9. The computer program product of claim 6, further comprising logic instructions stored on a computer-readable medium which, when executed by a computer processor, configure the processor to store the at least one file on a non-volatile memory device.

10. The computer program product of claim 6, further comprising logic instructions stored on a computer-readable medium which, when executed by a computer processor, configure the processor to:

initiate a system restore operation on the computing device;

retrieve the at least one data file from the persistent storage media during a restore operation; and

utilizing the at least one data file on the computing device.
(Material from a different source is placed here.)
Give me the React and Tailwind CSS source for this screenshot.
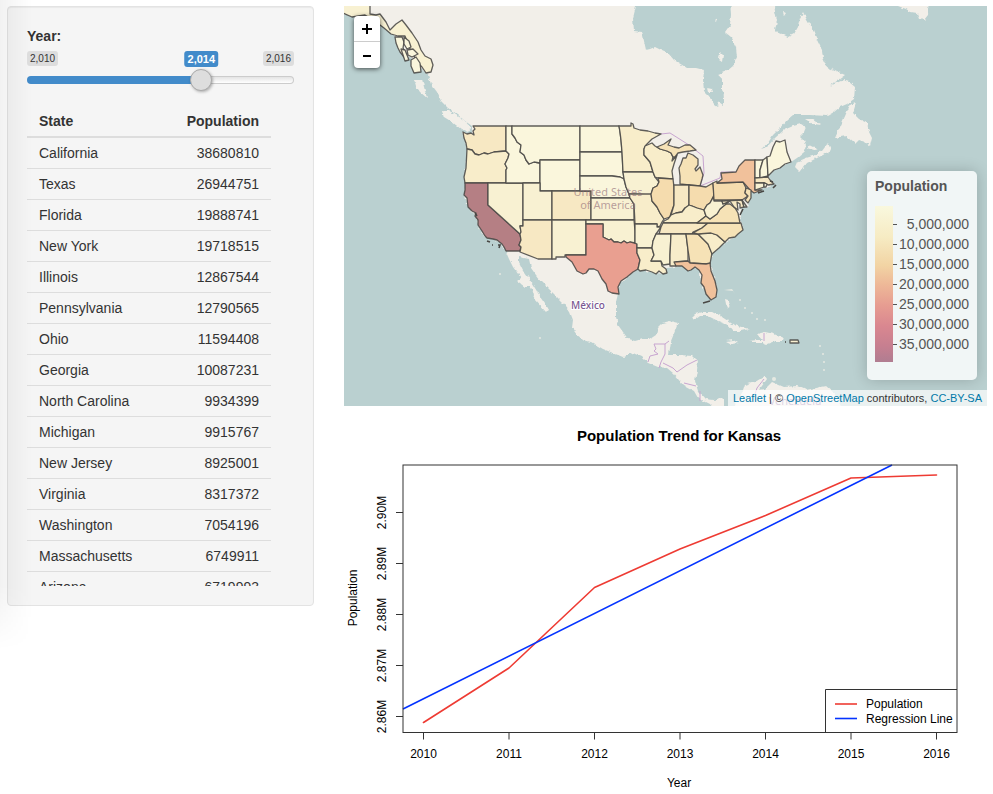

11. A computing device, comprising:

at least one storage media;

a processor; and

a memory module comprising logic instructions stored on a computer-readable medium which, when executed by a computer processor, configure the processor to:

store the at least one file on a persistent storage media; and

link the at least one file to a restore library.

12. The computing device of claim 11, further comprising logic instructions stored on a computer-readable medium which, when executed by a computer processor, configure the processor to detect one or more network interface card drivers of the computing device.

13. The computing device of claim 11, further comprising logic instructions stored on a computer-readable medium which, when executed by a computer processor, configure the processor to store the at least one file on a restore media.

14. The computing device of claim 11, further comprising logic instructions stored on a computer-readable medium which, when executed by a computer processor, configure the processor to store the at least one file on a non-volatile memory device.

15. The computing device of claim 11, further comprising logic instructions stored on a computer-readable medium which, when executed by a computer processor, configure the processor to:

initiate a system restore operation on the computing device;

utilize the at least one data file on the computing device.